In response to the Munchetty ruling, many are saying that ‘racism isn’t an opinion’ and that commenting on racism, including Trump’s racism, is an obligation that every journalist, including BBC journalists, must embrace. Leaving aside the fact that racism is an opinion — it’s a foul, prejudiced opinion that views certain peoples as inferior — the broader problem here is the idea that if something is obviously bad, obviously immoral, than even neutral journalists have a duty to condemn it. This is the opposite of the truth. It is when things are really awful that a special effort must be made by objective reporters and presenters to maintain forensic neutrality.

There are worse things than Trump’s dumb tweets.
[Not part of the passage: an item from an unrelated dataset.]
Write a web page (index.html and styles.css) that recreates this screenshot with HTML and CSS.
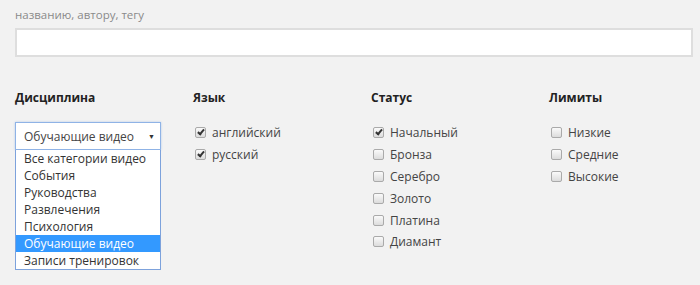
FILE: index.html
```html
<!DOCTYPE html>
<html lang="ru">
<head>
    <meta charset="UTF-8">
    <title>Фильтр видео</title>
    <link rel="stylesheet" href="styles.css">
</head>
<body>
    <div class="page">
        <!-- Поиск -->
        <div class="search">
            <label class="search-label">названию, автору, тегу</label>
            <input class="search-input" type="text">
        </div>

        <!-- Фильтры -->
        <div class="filters">
            <div class="filter">
                <h4>Дисциплина</h4>
                <div class="select-wrap">
                    <div class="select">
                        <span>Обучающие видео</span>
                        <span class="arrow">&#9660;</span>
                    </div>
                    <ul class="dropdown">
                        <li>Все категории видео</li>
                        <li>События</li>
                        <li>Руководства</li>
                        <li>Развлечения</li>
                        <li>Психология</li>
                        <li class="selected">Обучающие видео</li>
                        <li>Записи тренировок</li>
                    </ul>
                </div>
            </div>

            <div class="filter">
                <h4>Язык</h4>
                <ul class="checks">
                    <li><span class="box checked"></span>английский</li>
                    <li><span class="box checked"></span>русский</li>
                </ul>
            </div>

            <div class="filter">
                <h4>Статус</h4>
                <ul class="checks">
                    <li><span class="box checked"></span>Начальный</li>
                    <li><span class="box"></span>Бронза</li>
                    <li><span class="box"></span>Серебро</li>
                    <li><span class="box"></span>Золото</li>
                    <li><span class="box"></span>Платина</li>
                    <li><span class="box"></span>Диамант</li>
                </ul>
            </div>

            <div class="filter">
                <h4>Лимиты</h4>
                <ul class="checks">
                    <li><span class="box"></span>Низкие</li>
                    <li><span class="box"></span>Средние</li>
                    <li><span class="box"></span>Высокие</li>
                </ul>
            </div>
        </div>
    </div>
</body>
</html>
```

FILE: styles.css
```css
body {
    margin: 0;
    padding: 0;
    background-color: #f2f2f2;
    font-family: "Open Sans", Arial, sans-serif;
    color: #333;
}

.page {
    padding: 7px 7px 0 15px;
}

/* Поиск */
.search-label {
    display: block;
    font-size: 11.5px;
    line-height: 16px;
    color: #8a8a8a;
}

.search-input {
    display: block;
    box-sizing: border-box;
    width: 100%;
    height: 29px;
    margin: 5px 0 0 0;
    border: 2px solid #dedede;
    background-color: #fff;
    outline: none;
}

/* Фильтры */
.filters {
    display: grid;
    grid-template-columns: repeat(4, 178px);
    margin-top: 32px;
}

.filter h4 {
    margin: 0 0 15px 0;
    font-size: 12px;
    line-height: 18px;
    font-weight: bold;
    color: #222;
}

.select-wrap {
    width: 146px;
    margin-top: 1px;
}

.select {
    box-sizing: border-box;
    height: 28px;
    display: flex;
    justify-content: space-between;
    align-items: center;
    padding: 0 5px 0 8px;
    background-color: #fff;
    border: 1px solid #8fb3e6;
    box-shadow: 0 0 2px rgba(100, 150, 230, 0.4);
    font-size: 12px;
    color: #444;
}

.select .arrow {
    font-size: 7px;
    color: #333;
}

.dropdown {
    box-sizing: border-box;
    width: 146px;
    margin: 0;
    padding: 0;
    list-style: none;
    background-color: #fff;
    border: 1px solid #7da2dc;
    border-top: none;
}

.dropdown li {
    height: 17px;
    line-height: 17px;
    padding-left: 8px;
    font-size: 12px;
    color: #333;
    white-space: nowrap;
}

.dropdown li.selected {
    background-color: #3399ff;
    color: #fff;
}

/* Чекбоксы */
.checks {
    margin: 0;
    padding: 0;
    list-style: none;
}

.checks li {
    display: flex;
    align-items: center;
    height: 21.8px;
    font-size: 12px;
    color: #444;
}

.box {
    box-sizing: border-box;
    width: 11px;
    height: 11px;
    margin: 0 6px 0 2px;
    border: 1px solid #aaa;
    border-radius: 2px;
    background: linear-gradient(#fafafa, #dcdcdc);
    position: relative;
}

.box.checked::after {
    content: "";
    position: absolute;
    left: 3px;
    top: 0px;
    width: 2px;
    height: 5px;
    border-right: 2px solid #333;
    border-bottom: 2px solid #333;
    transform: rotate(40deg);
}
```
There is the war on Yemen. There’s the brutality of life in Venezuela. There’s the imprisonment of women in Iran for refusing to wear the hijab. Do we want BBC news reporters to look into the camera and instruct the viewing masses that Saudi Arabia is evil, Venezuela is a meltdown and compulsory hijab-wearing is a crime against female liberty? No. Just tell us the news, for God’s sake. We’ll decide the rest for ourselves, like the intelligent grown-ups that we are.